Attention-deficit Hyperactivity Disorder (ADHD) - Individuals with ADHD show a pattern of inattention and/or hyperactivity-impulsivity. These symptoms will interfere with the functioning of the child and their quality of life. These symptoms can include, but are not limited to, trouble with attention on tasks or activities and/or fidgeting or squirming in their seat.


Oppositional Defiant Disorder (ODD) - characterized as persistent, defiant, disobedient, and hostile behavior directed towards authority figures. There is a loss of temper, arguing, and becoming angry or malicious. ODD becomes an issue when the negative behavior stands out when compared to other children of the same age and developmental level.
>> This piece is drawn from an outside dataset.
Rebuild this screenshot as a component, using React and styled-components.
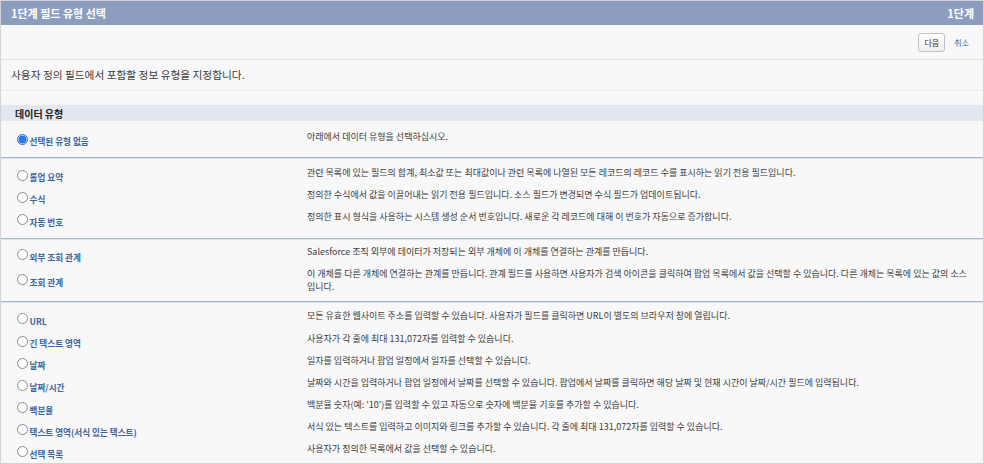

Conduct Disorder (CD) - Conduct Disorder is a repetitive and persistent pattern of behavior in which the rights of others or age-appropriate rules are violated. These behaviors can be aggressive that causes or threatens harm to people or animals, nonaggressive that causes property loss or damage, deceitfulness or theft, and recurring, serious violations of rules.


Trauma/Post-Traumatic Stress Disorder (PTSD) - Children with PTSD may have witnessed or have been directly involved with a trauma. PTSD is characterized by intense fear, anxiety, numbness, irritability, or avoidance. Not all children who experience a trauma will develop PTSD.


Eating Disorders (ED) - Anorexia Nervosa and Bulimia Nervosa can be characterized with distorted body image and a preoccupation with food. Those with Anorexia strive to be thin, which can be to the point of starvation. Bulimia is characterized as uncontrolled episodes of overeating which is typically followed by vomiting or misuse of laxatives.


Academic Difficulties- Learning- related social skills are correlated with early school performance and those with poor work-related skills were found to have a number of risk factors that contributed to poor academic performance. Risk factors include: lower IQ, behavior difficulties, medical problems, language problems, poverty, adolescent parents, child maltreatment, substance abuse by guardian, and mental health issues.


Substance Use Disorders (SUD) - Adolescents with Substance Use Disorders are characterized by a problematic pattern of drug or alcohol use that interferes with everyday functioning and causes psychological distress. Substances can include, but are not limited to, alcohol, tobacco, cannabis, stimulants and opiates.


Autism Spectrum Disorder (ASD) - ASD is characterized by social problems such as difficulty communicating and interacting with other people, repetitive behaviors, limited interests or activities, and symptoms interfere with the ability to function socially, at school, or in other areas of life. Some children have limited interests and others can be overly focused on a particular object or interest in certain topics.